A police chief has backed a regional daily’s call for tougher sentences for those who assault emergency workers.
Inspector Jim Gray, chairman of the Northumbria Police Federation, has lent his backing to Newcastle daily The Chronicle’s Justice for Heroes campaign.
HTFP reported last week how The Chronicle has launched the campaign after an armed thug who attacked paramedics and a police officer walked free from court.
Insp Mullen told The Chronicle he feared more officers could be killed in the line of duty unless stronger deterrents are introduced.
The newspaper splashed on his comments on Monday, pictured above.
Insp Mullen said: “The derisory sentences which we continue to see are simply woefully insufficient in terms of deterrence, which sends entirely the wrong message and, as a result, does nothing to safeguard the lives of those whom we, as a society, ask so much of.
“Enough is enough and it is now long overdue for those in government, those responsible for sentencing guidelines, those in the criminal justice system, and those in the judiciary, to protect and support those people who, on a daily basis, put themselves in harm’s way to protect the public.
“To assault a police officer, or any of our emergency services worker colleagues, is to attack our society itself and should never be accepted as ‘part of the job.'”

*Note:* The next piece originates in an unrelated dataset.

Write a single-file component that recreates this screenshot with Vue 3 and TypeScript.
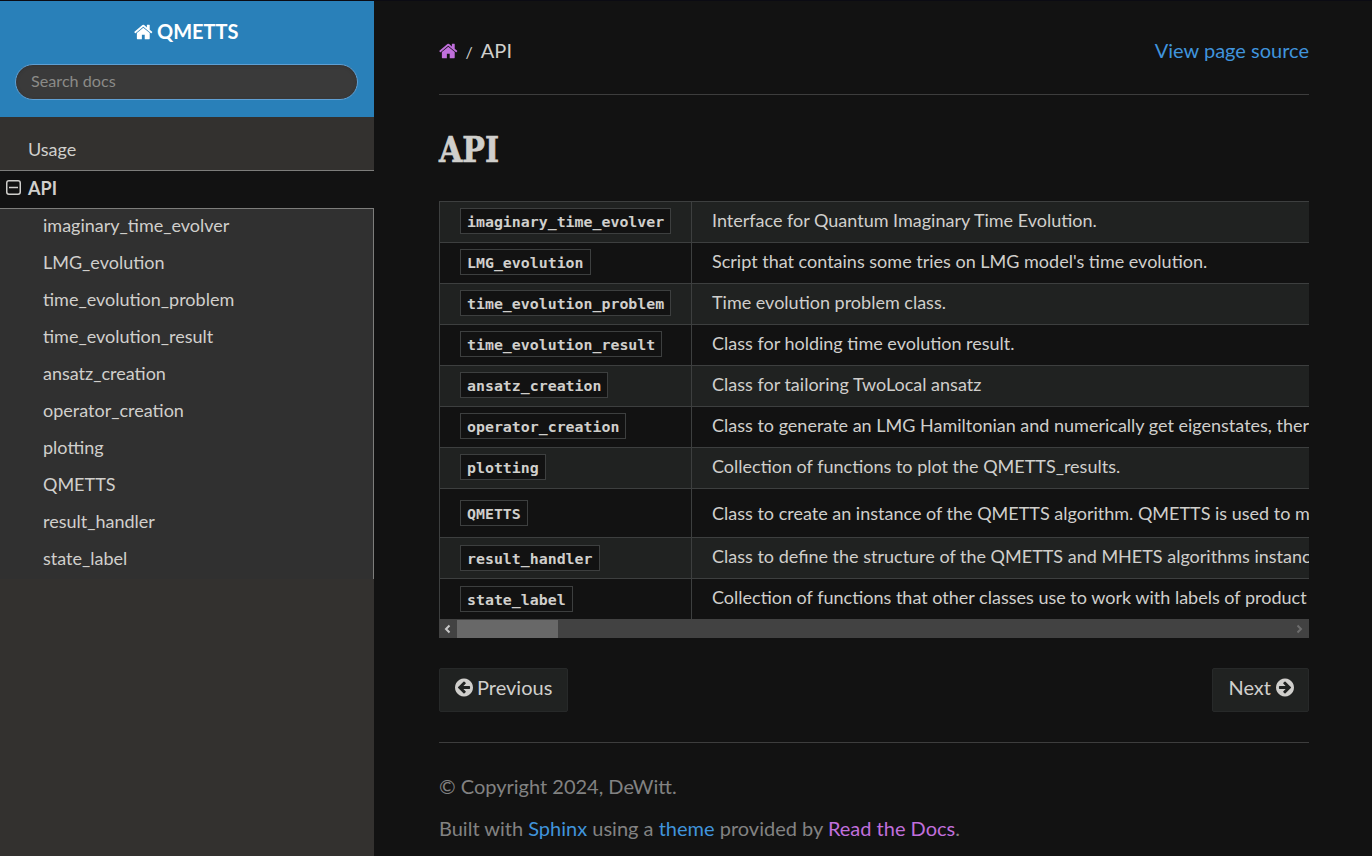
<script setup lang="ts">
interface ModuleRow {
  name: string
  text: string
  kind?: 'tall' | 'low'
}

const modules: ModuleRow[] = [
  { name: 'imaginary_time_evolver', text: 'Interface for Quantum Imaginary Time Evolution.' },
  { name: 'LMG_evolution', text: "Script that contains some tries on LMG model's time evolution." },
  { name: 'time_evolution_problem', text: 'Time evolution problem class.' },
  { name: 'time_evolution_result', text: 'Class for holding time evolution result.' },
  { name: 'ansatz_creation', text: 'Class for tailoring TwoLocal ansatz' },
  { name: 'operator_creation', text: 'Class to generate an LMG Hamiltonian and numerically get eigenstates, ther' },
  { name: 'plotting', text: 'Collection of functions to plot the QMETTS_results.' },
  { name: 'QMETTS', text: 'Class to create an instance of the QMETTS algorithm. QMETTS is used to m', kind: 'tall' },
  { name: 'result_handler', text: 'Class to define the structure of the QMETTS and MHETS algorithms instanc', kind: 'low' },
  { name: 'state_label', text: 'Collection of functions that other classes use to work with labels of product', kind: 'low' },
]

const homePath =
  'M1408 992v480q0 26-19 45t-45 19H960v-384H704v384H320q-26 0-45-19t-19-45V992q0-1 .5-3t.5-3l575-474 575 474q1 2 1 6zm223-69l-62 74q-8 9-21 11h-3q-13 0-21-7L832 424 140 1001q-12 8-24 7-13-2-21-11l-62-74q-8-10-7-23.5t11-21.5l719-599q32-26 76-26t76 26l244 204V288q0-14 9-23t23-9h192q14 0 23 9t9 23v408l219 182q10 8 11 21.5t-7 23.5z'
const arrowPath =
  'M1285 960V832q0-26-19-45t-45-19H714l189-189q19-19 19-45t-19-45l-91-91q-18-18-45-18t-45 18L360 760l-91 91q-18 18-18 45t18 45l91 91 362 362q18 18 45 18t45-18l91-91q18-18 18-45t-18-45l-189-189h507q26 0 45-19t19-45zm251-64q0 209-103 385.5T1153.5 1561 768 1664t-385.5-103T103 1281.5 0 896t103-385.5T382.5 231 768 128t385.5 103T1433 510.5 1536 896z'
</script>

<template>
  <div class="page">
    <nav class="side">
      <div class="side-head">
        <a class="brand">
          <svg class="home" viewBox="0 0 1664 1792"><path :d="homePath" /></svg>
          <span>QMETTS</span>
        </a>
        <input class="search" type="text" placeholder="Search docs" />
      </div>
      <div class="menu">
        <a class="top">Usage</a>
        <a class="top current">
          <svg class="toggle" viewBox="0 0 15 15">
            <rect x="0.75" y="0.75" width="13.5" height="13.5" rx="2.2" />
            <path d="M3 7.5h9" />
          </svg>
          API
        </a>
        <div class="sub">
          <a v-for="m in modules" :key="m.name">{{ m.name }}</a>
        </div>
      </div>
    </nav>

    <main class="content">
      <header class="crumbs">
        <div class="trail">
          <svg class="home visited" viewBox="0 0 1664 1792"><path :d="homePath" /></svg>
          <span class="slash">/</span>
          <span>API</span>
        </div>
        <a class="link">View page source</a>
      </header>

      <h1><span>API</span></h1>

      <div class="table">
        <div v-for="m in modules" :key="m.name" class="row" :class="m.kind">
          <div class="cell name"><code>{{ m.name }}</code></div>
          <div class="cell text">{{ m.text }}</div>
        </div>
      </div>
      <div class="scrollbar">
        <svg class="chev" viewBox="0 0 18 18"><path d="M10.5 5.500L7 9l3.500 3.500" /></svg>
        <div class="thumb"></div>
        <svg class="chev off" viewBox="0 0 18 18"><path d="M6.500 5.500L10 9l-3.500 3.500" /></svg>
      </div>

      <div class="pager">
        <a class="btn">
          <svg class="arrow" viewBox="0 0 1536 1792"><path :d="arrowPath" /></svg>
          <span>Previous</span>
        </a>
        <a class="btn next">
          <span>Next</span>
          <svg class="arrow flip" viewBox="0 0 1536 1792"><path :d="arrowPath" /></svg>
        </a>
      </div>

      <footer>
        <p>© Copyright 2024, DeWitt.</p>
        <p>
          Built with <a class="link">Sphinx</a> using a <a class="link">theme</a> provided by
          <a class="link visited">Read the Docs</a>.
        </p>
      </footer>
    </main>
  </div>
</template>

<style>
body {
  margin: 0;
  background: #121212;
}
</style>

<style scoped>
* {
  box-sizing: border-box;
}
.page {
  display: flex;
  height: 856px;
  overflow: hidden;
  border-top: 1px solid #0b0b13;
  background: #121212;
  color: #d0cfcc;
  font-family: Lato, 'Liberation Sans', sans-serif;
  font-size: 20px;
}
svg {
  fill: currentColor;
  flex: none;
}
.side {
  width: 374px;
  flex: none;
  background: #33312f;
}
.side-head {
  height: 116px;
  padding: 16px 16px 0 15px;
  background: #2980b9;
}
.brand {
  display: flex;
  justify-content: center;
  align-items: center;
  gap: 4px;
  height: 28px;
  color: #fff;
  font-weight: 700;
}
.brand .home {
  margin-top: 2px;
}
.home {
  width: 18.6px;
  height: 20px;
}
.search {
  display: block;
  width: 343px;
  height: 36px;
  margin: 19px 0 0;
  padding: 0 15px 3px;
  border: 1px solid #5f9fd3;
  border-radius: 50px;
  background: #3a3a3a;
  box-shadow: inset 0 1px 3px #333;
  color: #d0cfcc;
  font: 16.2px Lato, sans-serif;
}
.search::placeholder {
  color: #8b8b88;
}
.menu {
  padding-top: 16px;
  font-size: 18px;
}
.top {
  display: flex;
  align-items: center;
  height: 38px;
  padding: 0 0 5px 28px;
  border-bottom: 1px solid #7d7d7b;
}
.current {
  padding-left: 6px;
  padding-bottom: 4px;
  gap: 7px;
  background: #121212;
  font-weight: 700;
}
.toggle {
  width: 15px;
  height: 15px;
  fill: none;
  stroke: currentColor;
  stroke-width: 1.5;
}
.sub {
  border-right: 1px solid #7d7d7b;
  background: #303030;
}
.sub a {
  display: block;
  height: 37px;
  padding-left: 43px;
  line-height: 33px;
}
.content {
  width: 935px;
  padding: 35px 0 0 65px;
}
.crumbs {
  display: flex;
  justify-content: space-between;
  height: 59px;
  border-bottom: 1px solid #3d3d3d;
  line-height: 28px;
}
.trail {
  display: flex;
}
.trail .home {
  margin-top: 5px;
}
.slash {
  margin: 0 8px 0 8px;
  font-size: 16px;
  line-height: 31px;
}
.link {
  color: #4094dc;
}
.visited {
  color: #c06fdc;
}
h1 {
  height: 40px;
  margin: 35px 0 31px;
  font: 700 35px/40px 'DejaVu Serif', serif;
}
h1 span {
  display: inline-block;
  transform: scaleX(0.86);
  transform-origin: left;
  -webkit-text-stroke: 0.7px currentColor;
}
.table {
  overflow: hidden;
  border-left: 1px solid #3d3f3f;
  font-size: 18px;
  white-space: nowrap;
}
.row {
  display: flex;
  height: 41px;
  border-top: 1px solid #3d3f3f;
}
.row:nth-child(odd) {
  background: #202221;
}
.row.tall {
  height: 49px;
}
.cell {
  flex: none;
  line-height: 37px;
}
.name {
  width: 252px;
  padding: 6px 0 0 20px;
  border-right: 1px solid #3d3f3f;
}
.text {
  padding-left: 20px;
}
.low .name {
  padding-top: 7px;
}
.tall .name {
  padding-top: 11px;
}
.tall .text {
  line-height: 49px;
}
code {
  display: block;
  width: fit-content;
  height: 26px;
  padding: 1px 6px 0;
  border: 1px solid #3d3f3f;
  background: #121212;
  font: 700 14.9px/25px 'DejaVu Sans Mono', monospace;
}
.scrollbar {
  display: flex;
  align-items: center;
  height: 19px;
  background: #424242;
}
.thumb {
  width: 101px;
  height: 18px;
  margin-right: auto;
  background: #686868;
}
.chev {
  width: 18px;
  height: 18px;
  fill: none;
  stroke: #c8c8c8;
  stroke-width: 2;
}
.chev.off {
  stroke: #6d6d6d;
}
.pager {
  display: flex;
  justify-content: space-between;
  margin-top: 30px;
}
.btn {
  display: flex;
  gap: 4px;
  height: 44px;
  padding: 4px 15px 0 15px;
  border: 1px solid #272929;
  border-radius: 2px;
  background: #202221;
  line-height: 28px;
}
.next {
  gap: 5px;
  padding-right: 14px;
}
.arrow {
  width: 18px;
  height: 21px;
  margin-top: 4px;
}
.flip {
  transform: scaleX(-1);
}
footer {
  margin-top: 30px;
  padding-top: 28px;
  border-top: 1px solid #3d3d3d;
  color: #828282;
}
footer p {
  margin: 0 0 12px;
  line-height: 30px;
}
</style>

Helen Dalby, audience & content director for Reach in the North East and Yorkshire, previously told HTFP: “Our frontline heroes risk their lives for us every day.
“It has been fantastic to see their bravery and dedication recognised by the community through powerful initiatives like the Clap for Carers and other local and national events.
“However, our emergency services need more than demonstrations of support, as moving and appreciated as these clearly are. They need to be protected in their vital frontline roles.
“Chronicle Live is therefore sending a clear message not only that attacks on emergency workers are unacceptable – but crucially, that there must be consequences when they do occur. For this to happen, the tougher sentencing powers already in place must be used to their full effect.”